● **Data lines**:

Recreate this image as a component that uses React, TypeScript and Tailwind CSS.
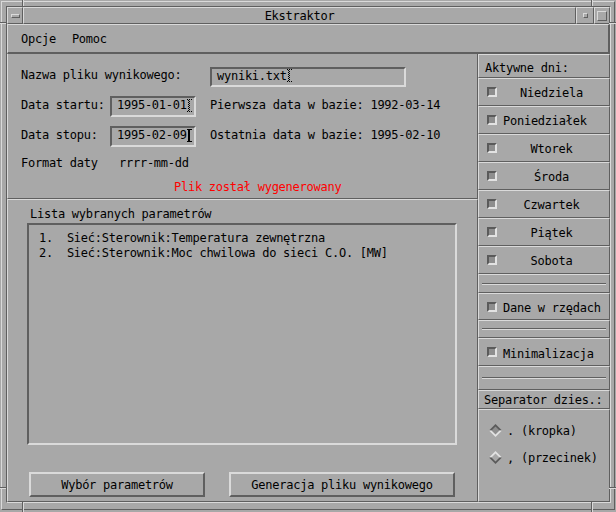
import React from "react";

const raised = "border border-t-[#dadada] border-l-[#dadada] border-r-[#5f5f5f] border-b-[#5f5f5f]";
const sunken2 = "border-2 border-t-[#5f5f5f] border-l-[#5f5f5f] border-r-[#dadada] border-b-[#dadada]";
const raised2 = "border-2 border-t-[#dadada] border-l-[#dadada] border-r-[#5f5f5f] border-b-[#5f5f5f]";

function Caret({ solid }: { solid?: boolean }) {
  if (solid) {
    return (
      <svg width="5" height="13" viewBox="0 0 5 13" className="shrink-0">
        <rect x="0" y="0" width="5" height="1" fill="#000" />
        <rect x="1" y="0" width="2" height="13" fill="#000" />
        <rect x="0" y="12" width="5" height="1" fill="#000" />
      </svg>
    );
  }
  const px: React.ReactNode[] = [];
  for (let y = 0; y < 13; y++) {
    for (let x = 0; x < 5; x++) {
      const onShape = y === 0 || y === 12 ? true : x === 1 || x === 2;
      if (onShape && (x + y) % 2 === 0) px.push(<rect key={`${x}-${y}`} x={x} y={y} width="1" height="1" fill="#000" />);
    }
  }
  return (
    <svg width="5" height="13" viewBox="0 0 5 13" className="shrink-0">
      {px}
    </svg>
  );
}

function Field({ value, w, h, solid }: { value: string; w: string; h: string; solid?: boolean }) {
  return (
    <div className={`${sunken2} ${w} ${h} flex items-center pl-[5px] pb-[3px] bg-[#a8a8a8]`}>
      <span className="whitespace-pre">{value}</span>
      <Caret solid={solid} />
    </div>
  );
}

function Check() {
  return <div className="w-[10px] h-[10px] shrink-0 border-2 border-t-[#5a5a5a] border-l-[#5a5a5a] border-r-[#e2e2e2] border-b-[#e2e2e2] bg-[#8e8e8e]" />;
}

function DayRow({ label, left }: { label: string; left?: boolean }) {
  return (
    <div className={`${raised} h-[28px] flex items-center pl-[8px]`}>
      <Check />
      <div className={`w-[97px] ml-[6px] pt-[2px] flex ${left ? "justify-start" : "justify-center"} whitespace-pre`}>{label}</div>
    </div>
  );
}

function SepRow({ h }: { h: string }) {
  return (
    <div className={`${raised} ${h} flex flex-col justify-center px-[3px]`}>
      <div className="h-[1px] bg-[#5f5f5f]" />
      <div className="h-[1px] bg-[#dadada]" />
    </div>
  );
}

function Radio({ selected, label }: { selected?: boolean; label: string }) {
  const top = selected ? "#5a5a5a" : "#e2e2e2";
  const bot = selected ? "#e2e2e2" : "#5a5a5a";
  return (
    <div className="h-[27px] flex items-center pl-[10px]">
      <svg width="13" height="13" viewBox="0 0 13 13" className="shrink-0">
        <polygon points="0,6.5 6.5,0 13,6.5" fill={top} />
        <polygon points="0,6.5 6.5,13 13,6.5" fill={bot} />
        <polygon points="2.5,6.5 6.5,2.5 10.5,6.5 6.5,10.5" fill={selected ? "#8e8e8e" : "#a8a8a8"} />
      </svg>
      <span className="ml-[5px] whitespace-pre">{label}</span>
    </div>
  );
}

export default function App() {
  return (
    <div
      className="relative w-[616px] h-[512px] bg-[#a8a8a8] text-black text-[12px] tracking-[-0.25px] leading-none overflow-hidden"
      style={{ fontFamily: "'DejaVu Sans Mono', 'Liberation Mono', monospace" }}
    >
      {/* resize corner ticks */}
      <div className="absolute left-[22px] top-0 w-[1px] h-[6px] bg-[#5f5f5f]" />
      <div className="absolute left-[23px] top-0 w-[1px] h-[6px] bg-[#dadada]" />
      <div className="absolute left-[591px] top-0 w-[1px] h-[6px] bg-[#5f5f5f]" />
      <div className="absolute left-[592px] top-0 w-[1px] h-[6px] bg-[#dadada]" />
      <div className="absolute left-0 top-[22px] w-[6px] h-[1px] bg-[#5f5f5f]" />
      <div className="absolute left-0 top-[23px] w-[6px] h-[1px] bg-[#dadada]" />
      <div className="absolute left-[609px] top-[22px] w-[7px] h-[1px] bg-[#5f5f5f]" />
      <div className="absolute left-[609px] top-[23px] w-[7px] h-[1px] bg-[#dadada]" />
      <div className="absolute left-0 top-[487px] w-[6px] h-[1px] bg-[#5f5f5f]" />
      <div className="absolute left-0 top-[488px] w-[6px] h-[1px] bg-[#dadada]" />
      <div className="absolute left-[609px] top-[487px] w-[7px] h-[1px] bg-[#5f5f5f]" />
      <div className="absolute left-[609px] top-[488px] w-[7px] h-[1px] bg-[#dadada]" />
      <div className="absolute left-[22px] top-[502px] w-[1px] h-[10px] bg-[#5f5f5f]" />
      <div className="absolute left-[23px] top-[502px] w-[1px] h-[10px] bg-[#dadada]" />
      <div className="absolute left-[591px] top-[502px] w-[1px] h-[10px] bg-[#5f5f5f]" />
      <div className="absolute left-[592px] top-[502px] w-[1px] h-[10px] bg-[#dadada]" />

      <div className={`ml-[1px] mt-[1px] w-[614px] h-[509px] ${raised} pt-[4px] pl-[4px] pr-[3px] pb-[6px]`}>
        <div className="h-full w-full border border-t-[#5f5f5f] border-l-[#5f5f5f] border-r-[#dadada] border-b-[#dadada] flex flex-col">
          {/* title bar */}
          <div className="h-[17px] flex shrink-0">
            <div className={`${raised} w-[16px] flex items-center justify-center`}>
              <div className={`${raised} w-[9px] h-[4px]`} />
            </div>
            <div className={`${raised} flex-1 flex items-center justify-center pt-[1px]`}>Ekstraktor</div>
            <div className={`${raised} w-[18px] flex items-center justify-center`}>
              <div className={`${raised} w-[5px] h-[5px]`} />
            </div>
            <div className={`${raised} w-[16px] flex items-center justify-center`}>
              <div className={`${raised} w-[10px] h-[10px]`} />
            </div>
          </div>
          {/* menu bar */}
          <div className="h-[30px] shrink-0 flex items-center pl-[13px] pt-[1px] border border-t-[#dadada] border-l-[#dadada] border-r-2 border-b-2 border-r-[#5f5f5f] border-b-[#5f5f5f]">
            <span>Opcje</span>
            <span className="ml-[16px]">Pomoc</span>
          </div>
          {/* main */}
          <div className="flex flex-1 min-h-0">
            {/* left */}
            <div className="w-[471px] flex flex-col">
              <div className="h-[145px] shrink-0 border-l border-r border-b border-l-[#dadada] border-r-[#5f5f5f] border-b-[#5f5f5f] flex flex-col">
                <div className="mt-[13px] h-[20px] flex items-center pl-[13px]">
                  <div className="w-[189px] pb-[5px]">Nazwa pliku wynikowego:</div>
                  <Field value="wyniki.txt" w="w-[196px]" h="h-[20px]" />
                </div>
                <div className="mt-[9px] h-[21px] flex items-center pl-[13px]">
                  <div className="w-[89px] pb-[4px]">Data startu:</div>
                  <Field value="1995-01-01" w="w-[86px]" h="h-[21px]" />
                  <div className="ml-[14px] pb-[4px] whitespace-pre">Pierwsza data w bazie: 1992-03-14</div>
                </div>
                <div className="mt-[9px] h-[21px] flex items-center pl-[13px]">
                  <div className="w-[89px] pb-[4px]">Data stopu:</div>
                  <Field value="1995-02-09" w="w-[86px]" h="h-[21px]" solid />
                  <div className="ml-[14px] pb-[4px] whitespace-pre">Ostatnia data w bazie: 1995-02-10</div>
                </div>
                <div className="mt-[5px] h-[20px] flex items-center pl-[13px] pt-[1px]">
                  <div className="w-[98px]">Format daty</div>
                  <div>rrrr-mm-dd</div>
                </div>
                <div className="mt-[5px] h-[18px] flex items-center pl-[166px] pt-[2px] text-[#ff0000]">Plik został wygenerowany</div>
              </div>
              <div className="flex-1 border border-t-[#dadada] border-l-[#dadada] border-r-[#5f5f5f] border-b-[#5f5f5f] flex flex-col">
                <div className="h-[23px] flex items-center pl-[22px] pt-[4px]">Lista wybranych parametrów</div>
                <div className={`${sunken2} ml-[19px] w-[430px] h-[222px] pt-[5px] pl-[10px]`}>
                  <div className="h-[15px] flex items-center whitespace-pre">1.  Sieć:Sterownik:Temperatura zewnętrzna</div>
                  <div className="h-[15px] flex items-center whitespace-pre">2.  Sieć:Sterownik:Moc chwilowa do sieci C.O. [MW]</div>
                </div>
                <div className="mt-[27px] flex pl-[21px]">
                  <div className={`${raised2} w-[176px] h-[25px] flex items-center justify-center pt-[1px]`}>Wybór parametrów</div>
                  <div className={`${raised2} ml-[24px] w-[226px] h-[25px] flex items-center justify-center pt-[1px]`}>Generacja pliku wynikowego</div>
                </div>
              </div>
            </div>
            {/* right */}
            <div className="flex-1 flex flex-col">
              <div className={`${raised} h-[24px] flex items-center pl-[6px] pt-[3px]`}>Aktywne dni:</div>
              <DayRow label="Niedziela" />
              <DayRow label="Poniedziałek" left />
              <DayRow label="Wtorek" />
              <DayRow label="Środa" />
              <DayRow label="Czwartek" />
              <DayRow label="Piątek" />
              <DayRow label="Sobota" />
              <SepRow h="h-[19px]" />
              <div className={`${raised} h-[27px] flex items-center pl-[8px]`}>
                <Check />
                <span className="ml-[6px] pt-[2px] whitespace-pre">Dane w rzędach</span>
              </div>
              <SepRow h="h-[18px]" />
              <div className={`${raised} h-[28px] flex items-center pl-[8px]`}>
                <Check />
                <span className="ml-[6px] pt-[3px] whitespace-pre">Minimalizacja</span>
              </div>
              <SepRow h="h-[24px]" />
              <div className={`${raised} h-[19px] flex items-center pl-[5px] pt-[1px]`}>Separator dzies.:</div>
              <div className={`${raised} flex-1 pt-[7px]`}>
                <Radio selected label=". (kropka)" />
                <Radio label=", (przecinek)" />
              </div>
            </div>
          </div>
        </div>
      </div>
    </div>
  );
}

● **What is expected**: Tally the lines above containing "React". Answer with the count only.

● **Result**: 3